Collected data:
# # # #

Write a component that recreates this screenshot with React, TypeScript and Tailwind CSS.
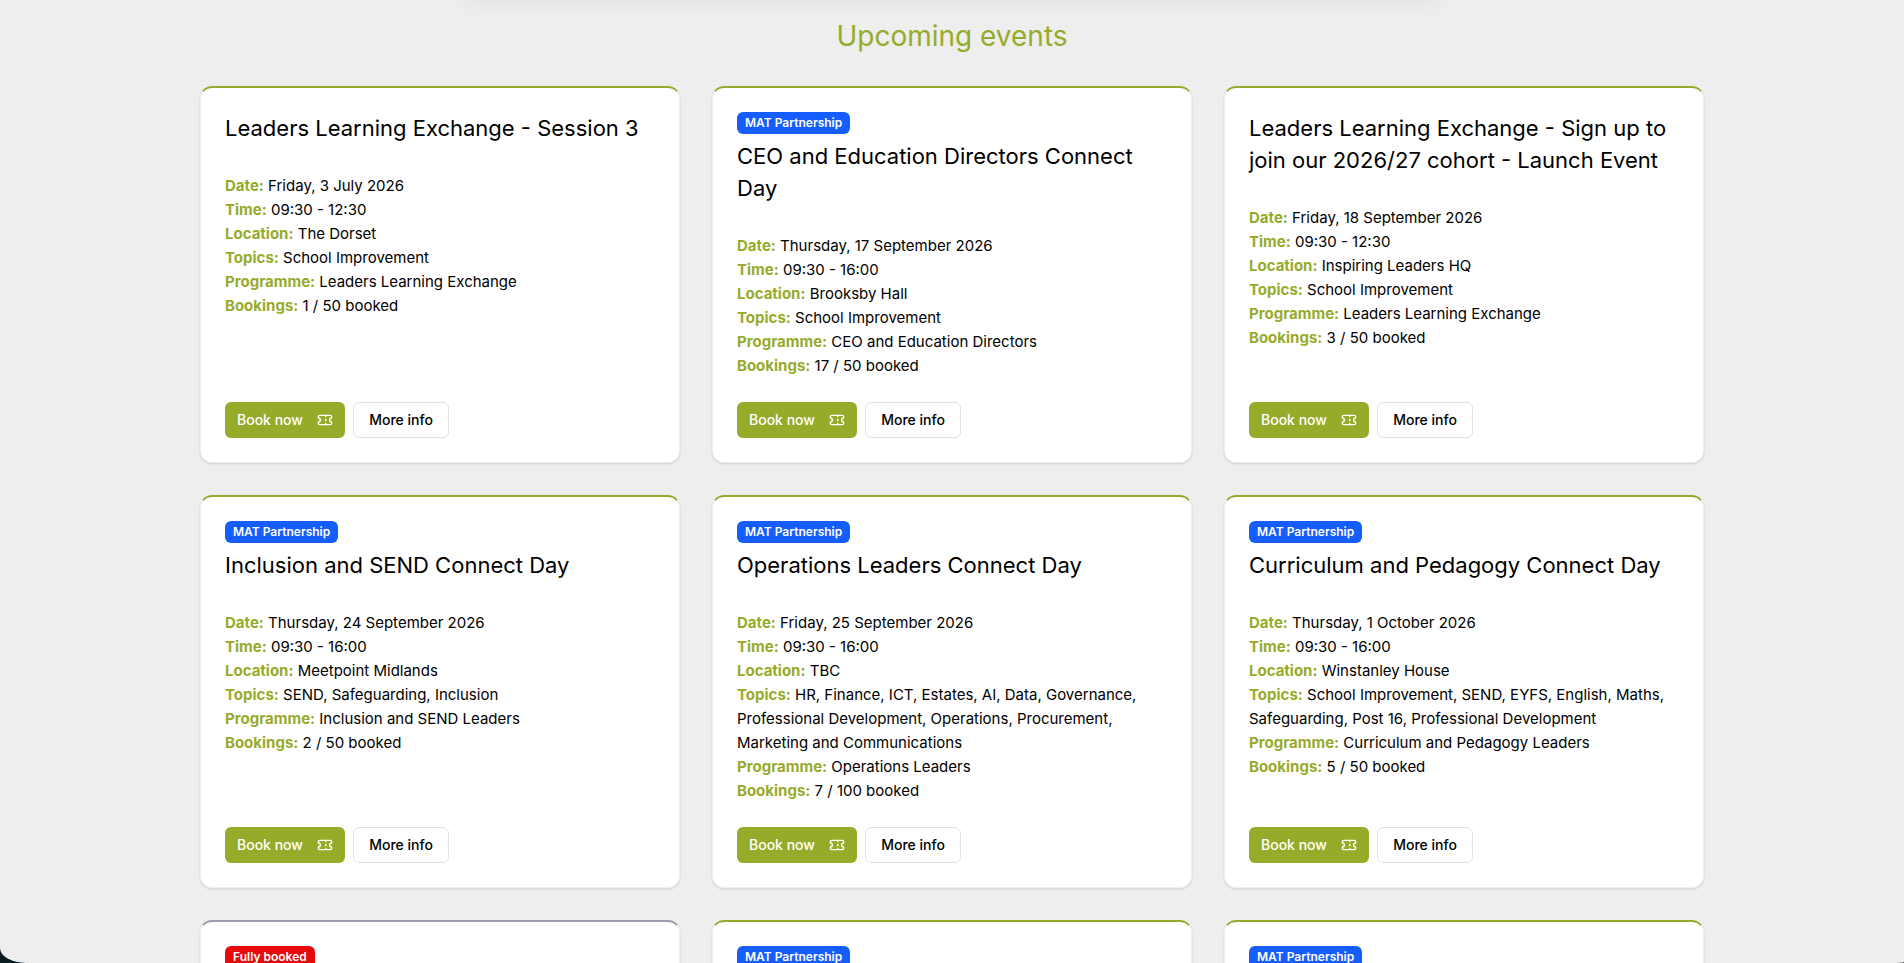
import React from "react";

type Badge = "partnership" | "full";

interface EventItem {
  title: string;
  badge?: Badge;
  date: string;
  time: string;
  location: string;
  topics: string;
  programme: string;
  bookings: string;
}

const EVENTS: EventItem[] = [
  {
    title: "Leaders Learning Exchange - Session 3",
    date: "Friday, 3 July 2026",
    time: "09:30 - 12:30",
    location: "The Dorset",
    topics: "School Improvement",
    programme: "Leaders Learning Exchange",
    bookings: "1 / 50 booked",
  },
  {
    title: "CEO and Education Directors Connect Day",
    badge: "partnership",
    date: "Thursday, 17 September 2026",
    time: "09:30 - 16:00",
    location: "Brooksby Hall",
    topics: "School Improvement",
    programme: "CEO and Education Directors",
    bookings: "17 / 50 booked",
  },
  {
    title: "Leaders Learning Exchange - Sign up to join our 2026/27 cohort - Launch Event",
    date: "Friday, 18 September 2026",
    time: "09:30 - 12:30",
    location: "Inspiring Leaders HQ",
    topics: "School Improvement",
    programme: "Leaders Learning Exchange",
    bookings: "3 / 50 booked",
  },
  {
    title: "Inclusion and SEND Connect Day",
    badge: "partnership",
    date: "Thursday, 24 September 2026",
    time: "09:30 - 16:00",
    location: "Meetpoint Midlands",
    topics: "SEND, Safeguarding, Inclusion",
    programme: "Inclusion and SEND Leaders",
    bookings: "2 / 50 booked",
  },
  {
    title: "Operations Leaders Connect Day",
    badge: "partnership",
    date: "Friday, 25 September 2026",
    time: "09:30 - 16:00",
    location: "TBC",
    topics:
      "HR, Finance, ICT, Estates, AI, Data, Governance, Professional Development, Operations, Procurement, Marketing and Communications",
    programme: "Operations Leaders",
    bookings: "7 / 100 booked",
  },
  {
    title: "Curriculum and Pedagogy Connect Day",
    badge: "partnership",
    date: "Thursday, 1 October 2026",
    time: "09:30 - 16:00",
    location: "Winstanley House",
    topics:
      "School Improvement, SEND, EYFS, English, Maths, Safeguarding, Post 16, Professional Development",
    programme: "Curriculum and Pedagogy Leaders",
    bookings: "5 / 50 booked",
  },
];

const NEXT_BADGES: Badge[] = ["full", "partnership", "partnership"];

function TicketIcon() {
  return (
    <svg
      className="size-4"
      viewBox="0 0 24 24"
      fill="none"
      stroke="currentColor"
      strokeWidth="2"
      strokeLinecap="round"
      strokeLinejoin="round"
      aria-hidden="true"
    >
      <path d="M2 9a3 3 0 0 1 0 6v2a2 2 0 0 0 2 2h16a2 2 0 0 0 2-2v-2a3 3 0 0 1 0-6V7a2 2 0 0 0-2-2H4a2 2 0 0 0-2 2Z" />
      <path d="M13 5v2" />
      <path d="M13 17v2" />
      <path d="M13 11v2" />
    </svg>
  );
}

function BadgeLabel({ kind }: { kind: Badge }) {
  const full = kind === "full";
  return (
    <span
      className={
        full
          ? "mb-1.5 self-start rounded-md bg-[#e60a0a] px-2 py-[3px] text-xs font-semibold text-white"
          : "mb-1.5 self-start rounded-md bg-[#155dfc] px-2 py-[3px] text-xs font-semibold text-white"
      }
    >
      {full ? "Fully booked" : "MAT Partnership"}
    </span>
  );
}

function Card({ muted, children }: { muted?: boolean; children?: React.ReactNode }) {
  return (
    <article
      className={
        muted
          ? "flex flex-col rounded-xl border border-t-2 border-[#eeeeee] border-t-[#9a9bb0] bg-white p-6 shadow-sm"
          : "flex flex-col rounded-xl border border-t-2 border-[#eeeeee] border-t-[#97ab2b] bg-white p-6 shadow-sm"
      }
    >
      {children}
    </article>
  );
}

function Detail({ label, value }: { label: string; value: string }) {
  return (
    <div>
      <dt className="inline font-bold text-[#97ab2b]">{label}:</dt> <dd className="inline">{value}</dd>
    </div>
  );
}

function EventCard({ event }: { event: EventItem }) {
  return (
    <Card>
      {event.badge && <BadgeLabel kind={event.badge} />}
      <h3 className="text-[22px] leading-8">{event.title}</h3>
      <dl className="mt-[30px] mb-6 text-[15px] leading-6">
        <Detail label="Date" value={event.date} />
        <Detail label="Time" value={event.time} />
        <Detail label="Location" value={event.location} />
        <Detail label="Topics" value={event.topics} />
        <Detail label="Programme" value={event.programme} />
        <Detail label="Bookings" value={event.bookings} />
      </dl>
      <div className="mt-auto flex gap-2 text-sm font-medium">
        <button
          type="button"
          className="flex h-9 w-[120px] items-center justify-between rounded-md bg-[#97ab2b] px-3 text-white"
        >
          Book now
          <TicketIcon />
        </button>
        <button type="button" className="h-9 w-24 rounded-md border border-[#e2e2e2] bg-white">
          More info
        </button>
      </div>
    </Card>
  );
}

export default function App() {
  return (
    <div className="h-screen overflow-hidden bg-[#0b1c20] font-['Inter',sans-serif] text-black">
      <div className="relative h-full overflow-hidden rounded-bl-[26px_15px] rounded-br-[12px_1px] bg-[#eeeeee]">
        <div className="absolute inset-x-0 -top-10 mx-auto h-8 max-w-[952px] shadow-[0_4px_20px_8px_rgba(0,0,0,0.05)]" />
        <main className="mx-auto max-w-[1536px] px-4 pt-[18px]">
          <h2 className="mb-8 text-center text-[28px] leading-9 text-[#97ab2b]">Upcoming events</h2>
          <div className="grid grid-cols-3 gap-8">
            {EVENTS.map((event) => (
              <EventCard key={event.title} event={event} />
            ))}
            {NEXT_BADGES.map((kind, i) => (
              <Card key={i} muted={kind === "full"}>
                <BadgeLabel kind={kind} />
              </Card>
            ))}
          </div>
        </main>
      </div>
    </div>
  );
}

# # # #

Requirement: Look over the material above and show each line where "React" appears.

Solution for this problem:
Write a component that recreates this screenshot with React, TypeScript and Tailwind CSS.
import React from "react";
function Card({ muted, children }: { muted?: boolean; children?: React.ReactNode }) {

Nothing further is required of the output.